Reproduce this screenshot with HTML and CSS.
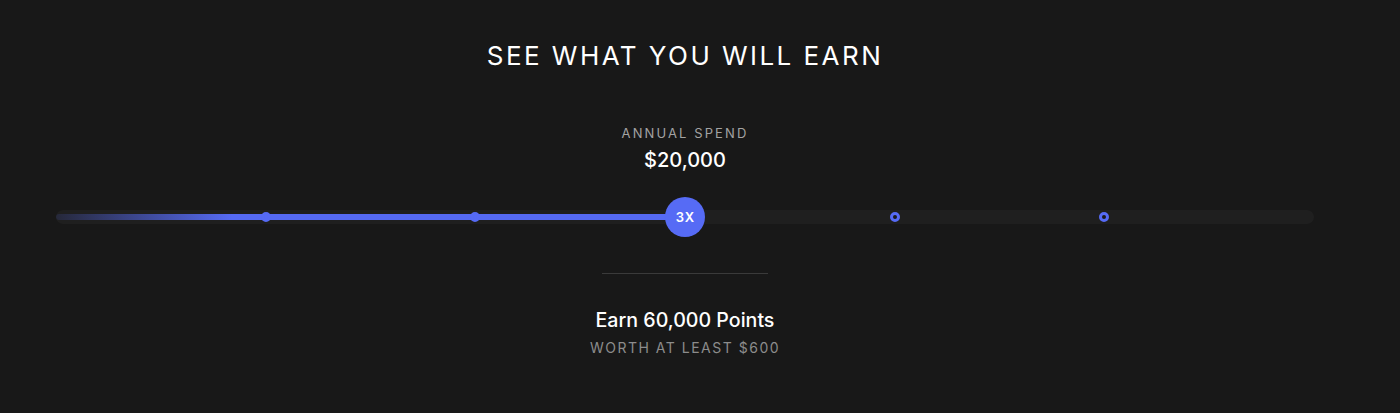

==

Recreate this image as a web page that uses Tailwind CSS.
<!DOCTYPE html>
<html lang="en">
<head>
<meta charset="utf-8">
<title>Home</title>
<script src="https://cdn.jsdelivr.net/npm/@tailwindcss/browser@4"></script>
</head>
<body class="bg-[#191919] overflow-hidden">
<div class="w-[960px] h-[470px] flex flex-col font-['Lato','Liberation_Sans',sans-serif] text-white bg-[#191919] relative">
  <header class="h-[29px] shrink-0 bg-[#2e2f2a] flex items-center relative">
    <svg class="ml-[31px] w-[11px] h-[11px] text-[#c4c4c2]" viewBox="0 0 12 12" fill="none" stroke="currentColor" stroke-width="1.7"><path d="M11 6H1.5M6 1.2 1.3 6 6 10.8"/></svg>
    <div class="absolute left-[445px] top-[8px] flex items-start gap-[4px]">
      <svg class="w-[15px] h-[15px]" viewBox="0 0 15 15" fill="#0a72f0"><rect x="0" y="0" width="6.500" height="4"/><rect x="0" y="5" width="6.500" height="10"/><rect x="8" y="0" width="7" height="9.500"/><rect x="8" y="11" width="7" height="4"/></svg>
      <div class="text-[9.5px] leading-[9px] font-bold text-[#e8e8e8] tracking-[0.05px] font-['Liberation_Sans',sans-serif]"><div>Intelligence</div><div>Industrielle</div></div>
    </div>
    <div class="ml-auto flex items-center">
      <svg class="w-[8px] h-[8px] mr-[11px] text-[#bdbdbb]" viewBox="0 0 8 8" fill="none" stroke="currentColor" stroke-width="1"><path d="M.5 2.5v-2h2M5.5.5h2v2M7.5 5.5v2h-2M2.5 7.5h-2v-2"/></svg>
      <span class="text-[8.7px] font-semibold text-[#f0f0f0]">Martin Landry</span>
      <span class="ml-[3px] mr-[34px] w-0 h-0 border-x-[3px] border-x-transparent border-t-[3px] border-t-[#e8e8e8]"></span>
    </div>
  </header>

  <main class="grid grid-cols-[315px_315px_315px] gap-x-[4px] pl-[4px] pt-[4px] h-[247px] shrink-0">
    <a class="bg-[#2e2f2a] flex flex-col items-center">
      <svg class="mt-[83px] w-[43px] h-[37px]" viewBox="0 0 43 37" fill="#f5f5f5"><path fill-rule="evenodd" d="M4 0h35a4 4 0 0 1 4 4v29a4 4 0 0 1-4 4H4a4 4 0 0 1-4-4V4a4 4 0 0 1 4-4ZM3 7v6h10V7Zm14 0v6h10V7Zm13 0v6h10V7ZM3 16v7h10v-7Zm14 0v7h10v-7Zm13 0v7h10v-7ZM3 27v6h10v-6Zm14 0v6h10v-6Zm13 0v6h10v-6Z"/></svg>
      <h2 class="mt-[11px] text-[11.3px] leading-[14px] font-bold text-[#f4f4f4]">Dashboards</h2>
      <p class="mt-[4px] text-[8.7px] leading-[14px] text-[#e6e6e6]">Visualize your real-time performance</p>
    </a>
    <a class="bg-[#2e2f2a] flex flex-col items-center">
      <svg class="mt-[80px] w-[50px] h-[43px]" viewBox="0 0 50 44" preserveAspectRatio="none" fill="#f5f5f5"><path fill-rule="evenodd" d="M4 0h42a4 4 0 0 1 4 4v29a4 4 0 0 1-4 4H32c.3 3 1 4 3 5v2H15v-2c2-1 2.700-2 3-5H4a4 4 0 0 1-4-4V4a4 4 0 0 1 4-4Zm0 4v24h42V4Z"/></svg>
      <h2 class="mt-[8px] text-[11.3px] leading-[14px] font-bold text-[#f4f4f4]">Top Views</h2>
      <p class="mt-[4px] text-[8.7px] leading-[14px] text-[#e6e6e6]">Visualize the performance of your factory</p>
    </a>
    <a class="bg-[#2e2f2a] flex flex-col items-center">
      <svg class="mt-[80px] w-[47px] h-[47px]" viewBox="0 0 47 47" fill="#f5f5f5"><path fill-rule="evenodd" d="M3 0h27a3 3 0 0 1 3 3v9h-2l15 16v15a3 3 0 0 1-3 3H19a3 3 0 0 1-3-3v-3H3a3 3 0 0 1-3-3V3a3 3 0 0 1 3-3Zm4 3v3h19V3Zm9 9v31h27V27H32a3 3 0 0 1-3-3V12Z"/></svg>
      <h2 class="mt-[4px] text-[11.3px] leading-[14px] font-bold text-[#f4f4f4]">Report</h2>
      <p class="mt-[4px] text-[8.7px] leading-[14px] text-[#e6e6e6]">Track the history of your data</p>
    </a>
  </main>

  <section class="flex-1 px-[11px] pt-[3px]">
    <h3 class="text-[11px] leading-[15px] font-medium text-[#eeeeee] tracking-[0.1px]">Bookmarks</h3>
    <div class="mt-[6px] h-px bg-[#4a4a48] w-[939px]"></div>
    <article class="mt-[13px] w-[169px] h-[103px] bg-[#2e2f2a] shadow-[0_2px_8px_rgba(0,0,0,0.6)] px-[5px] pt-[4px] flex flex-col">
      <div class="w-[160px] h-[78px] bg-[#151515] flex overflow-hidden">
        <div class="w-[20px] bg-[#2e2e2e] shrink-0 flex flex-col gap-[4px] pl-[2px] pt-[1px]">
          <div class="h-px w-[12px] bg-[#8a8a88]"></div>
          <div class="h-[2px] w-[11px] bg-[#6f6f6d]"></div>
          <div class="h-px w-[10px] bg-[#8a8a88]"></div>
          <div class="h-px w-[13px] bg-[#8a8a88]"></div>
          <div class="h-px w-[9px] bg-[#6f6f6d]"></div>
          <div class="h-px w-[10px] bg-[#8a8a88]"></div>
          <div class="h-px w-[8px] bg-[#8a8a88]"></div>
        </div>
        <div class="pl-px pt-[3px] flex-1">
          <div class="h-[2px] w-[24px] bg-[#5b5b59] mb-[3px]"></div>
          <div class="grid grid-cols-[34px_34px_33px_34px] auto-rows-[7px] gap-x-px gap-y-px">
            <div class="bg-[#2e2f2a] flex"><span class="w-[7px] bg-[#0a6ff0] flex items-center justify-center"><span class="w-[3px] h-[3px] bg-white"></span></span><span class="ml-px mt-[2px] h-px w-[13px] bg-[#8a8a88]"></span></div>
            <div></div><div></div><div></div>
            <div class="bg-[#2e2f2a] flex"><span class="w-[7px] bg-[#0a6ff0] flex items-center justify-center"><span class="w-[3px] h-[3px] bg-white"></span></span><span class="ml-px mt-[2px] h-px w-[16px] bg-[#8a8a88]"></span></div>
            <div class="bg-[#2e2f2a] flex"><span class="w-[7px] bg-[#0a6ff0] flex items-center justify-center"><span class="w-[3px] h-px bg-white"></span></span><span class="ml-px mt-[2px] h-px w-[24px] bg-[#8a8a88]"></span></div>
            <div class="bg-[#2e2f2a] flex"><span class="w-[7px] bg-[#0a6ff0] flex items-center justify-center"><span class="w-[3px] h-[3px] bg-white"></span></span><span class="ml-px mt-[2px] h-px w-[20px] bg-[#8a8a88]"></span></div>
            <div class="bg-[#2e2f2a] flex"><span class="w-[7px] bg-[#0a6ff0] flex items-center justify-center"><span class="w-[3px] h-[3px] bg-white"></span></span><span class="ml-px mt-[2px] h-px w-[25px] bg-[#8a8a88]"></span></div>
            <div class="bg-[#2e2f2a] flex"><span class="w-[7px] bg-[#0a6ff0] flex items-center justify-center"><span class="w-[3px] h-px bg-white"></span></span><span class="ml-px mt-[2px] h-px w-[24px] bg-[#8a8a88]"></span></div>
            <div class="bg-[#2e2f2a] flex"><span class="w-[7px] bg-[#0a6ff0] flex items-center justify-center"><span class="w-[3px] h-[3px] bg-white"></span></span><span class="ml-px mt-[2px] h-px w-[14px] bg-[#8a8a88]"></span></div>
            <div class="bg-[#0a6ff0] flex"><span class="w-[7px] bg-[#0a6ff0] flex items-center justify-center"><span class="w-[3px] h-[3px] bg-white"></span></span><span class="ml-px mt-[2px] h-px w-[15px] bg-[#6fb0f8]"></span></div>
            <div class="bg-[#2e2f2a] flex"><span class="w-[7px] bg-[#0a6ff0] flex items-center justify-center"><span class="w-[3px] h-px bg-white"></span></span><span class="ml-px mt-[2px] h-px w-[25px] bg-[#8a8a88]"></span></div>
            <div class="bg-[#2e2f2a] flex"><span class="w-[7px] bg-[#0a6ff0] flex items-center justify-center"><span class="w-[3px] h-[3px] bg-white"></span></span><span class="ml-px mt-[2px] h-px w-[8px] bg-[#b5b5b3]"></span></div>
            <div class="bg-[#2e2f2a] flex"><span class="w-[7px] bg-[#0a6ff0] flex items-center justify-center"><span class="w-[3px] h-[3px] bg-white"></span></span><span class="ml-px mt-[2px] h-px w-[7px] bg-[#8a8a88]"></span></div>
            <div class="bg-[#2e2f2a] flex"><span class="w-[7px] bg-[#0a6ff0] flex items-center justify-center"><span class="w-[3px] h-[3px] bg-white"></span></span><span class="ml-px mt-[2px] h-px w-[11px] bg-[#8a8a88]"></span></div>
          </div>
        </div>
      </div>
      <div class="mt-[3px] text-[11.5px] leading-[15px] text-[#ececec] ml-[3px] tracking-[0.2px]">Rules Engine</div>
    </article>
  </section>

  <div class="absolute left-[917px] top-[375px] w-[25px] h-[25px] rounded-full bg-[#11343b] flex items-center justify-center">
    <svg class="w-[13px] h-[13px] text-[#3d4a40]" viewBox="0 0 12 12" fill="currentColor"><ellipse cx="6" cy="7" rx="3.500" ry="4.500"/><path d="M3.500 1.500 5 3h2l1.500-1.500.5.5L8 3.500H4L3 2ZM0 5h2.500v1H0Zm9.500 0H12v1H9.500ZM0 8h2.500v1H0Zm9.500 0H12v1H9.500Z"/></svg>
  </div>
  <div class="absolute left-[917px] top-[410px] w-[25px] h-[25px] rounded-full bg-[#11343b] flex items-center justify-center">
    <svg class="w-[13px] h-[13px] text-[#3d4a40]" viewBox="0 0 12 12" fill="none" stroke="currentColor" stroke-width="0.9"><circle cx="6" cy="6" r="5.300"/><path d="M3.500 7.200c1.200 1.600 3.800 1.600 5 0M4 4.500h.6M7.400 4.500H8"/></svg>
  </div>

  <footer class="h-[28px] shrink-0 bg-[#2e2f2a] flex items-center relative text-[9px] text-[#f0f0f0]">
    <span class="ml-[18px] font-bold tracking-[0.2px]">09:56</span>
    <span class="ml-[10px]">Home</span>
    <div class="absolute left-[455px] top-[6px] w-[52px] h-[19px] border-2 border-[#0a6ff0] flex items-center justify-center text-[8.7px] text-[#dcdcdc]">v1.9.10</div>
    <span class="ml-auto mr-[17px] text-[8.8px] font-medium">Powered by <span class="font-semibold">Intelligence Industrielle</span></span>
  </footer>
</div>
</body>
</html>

◆ Exercise directions:
From the data above, show each line that contains "this".

◆ Expected output:
Reproduce this screenshot with HTML and CSS.
Recreate this image as a web page that uses Tailwind CSS.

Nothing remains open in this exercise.